Access to the SSL system mail may be achieved through a number of
APIs offered by the individual Web server components and/or the
operating system.
Also, a mail server may contain, communicate, generate, obtain,
and/or provide program component, system, user, and/or data
communications, requests, information, and/or responses.
Mail Client
A mail client component 3122 is a stored program component that is
executed by a CPU 503. The mail client may be a conventional mail
viewing application such as Apple Mail, Microsoft Entourage,
Microsoft Outlook, Microsoft Outlook Express, Mozilla, Thunderbird,
and/or the like. Mail clients may support a number of transfer
protocols, such as: IMAP, Microsoft Exchange, POP3, SMTP, and/or
the like. A mail client may communicate to and/or with other
components in a component collection, including itself, and/or
facilities of the like. Most frequently, the mail client
communicates with mail servers, operating systems, other mail
clients, and/or the like; e.g., it may contain, communicate,
generate, obtain, and/or provide program component, system, user,
and/or data communications, requests, information, and/or
responses. Generally, the mail client provides a facility to
compose and transmit electronic mail messages.
Cryptographic Server
A cryptographic server component 3120 is a stored program component
that is executed by a CPU 503, cryptographic processor 3126,
cryptographic processor interface 3127, cryptographic processor
device 3128, and/or the like. Cryptographic processor interfaces
may allow for expedition of encryption and/or decryption requests
by the cryptographic component; however, the cryptographic
component, alternatively, may run on a conventional CPU. The
cryptographic component allows for the encryption and/or decryption
of provided data. The cryptographic component allows for both
symmetric and asymmetric (e.g., Pretty Good Protection (PGP))
encryption and/or decryption. The cryptographic component may
employ cryptographic techniques such as, but not limited to:
digital certificates (e.g., X.509 authentication framework),
digital signatures, dual signatures, enveloping, password access
protection, public key management, and/or the like. The
cryptographic component may facilitate numerous (encryption and/or
decryption) security protocols such as, but not limited to:
checksum, Data Encryption Standard (DES), Elliptical Curve
Encryption (ECC), International Data Encryption Algorithm (IDEA),
Message Digest 5 (MD5, which is a one way hash operation),
passwords, Rivest Cipher (RC5), Rijndael, RSA (which is an Internet
encryption and authentication system that uses an algorithm
developed in 1977 by Ron Rivest, Adi Shamir, and Leonard Adleman),
Secure Hash Algorithm (SHA), Secure Socket Layer (SSL), Secure
Hypertext Transfer Protocol (HTTPS), and/or the like. Employing
such encryption security protocols, the SSL system may encrypt all
incoming and/or outgoing communications and may serve as node
within a virtual private network (VPN) with a wider communications
network. The cryptographic component facilitates the process of
"security authorization" whereby access to a resource is inhibited
by a security protocol wherein the cryptographic component effects
authorized access to the secured resource. In addition, the
cryptographic component may provide unique identifiers of content,
e.g., employing and MD5 hash to obtain a unique signature for an
digital audio file. A cryptographic component may communicate to
and/or with other components in a component collection, including
itself, and/or facilities of the like. The cryptographic component
supports encryption schemes allowing for the secure transmission of
information across a communications network to enable the SSL
system component to engage in secure transactions if so desired.

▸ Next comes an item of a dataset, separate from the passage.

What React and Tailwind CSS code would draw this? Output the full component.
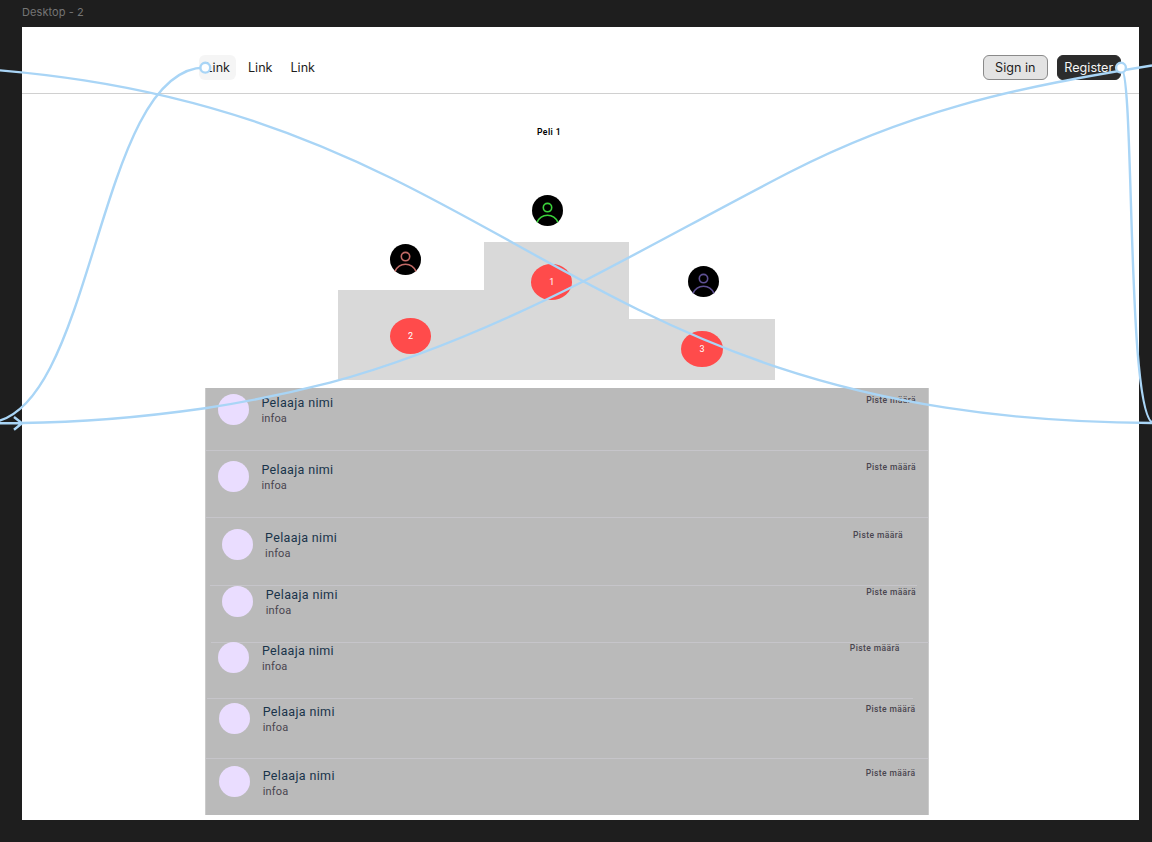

The cryptographic component facilitates the secure accessing of
resources on the SSL system and facilitates the access of secured
resources on remote systems; i.e., it may act as a client and/or
server of secured resources. Most frequently, the cryptographic
component communicates with information servers, operating systems,
other program components, and/or the like. The cryptographic
component may contain, communicate, generate, obtain, and/or
provide program component, system, user, and/or data
communications, requests, and/or responses.
SSL Database
The SSL database component 3119 may be embodied in a database and
its stored data. The database is a stored program component, which
is executed by the CPU; the stored program component portion
configuring the CPU to process the stored data. The database may be
a conventional, fault tolerant, relational, scalable, secure
database such as Oracle or Sybase. Relational databases are an
extension of a flat file. Relational databases consist of a series
of related tables. The tables are interconnected via a key field.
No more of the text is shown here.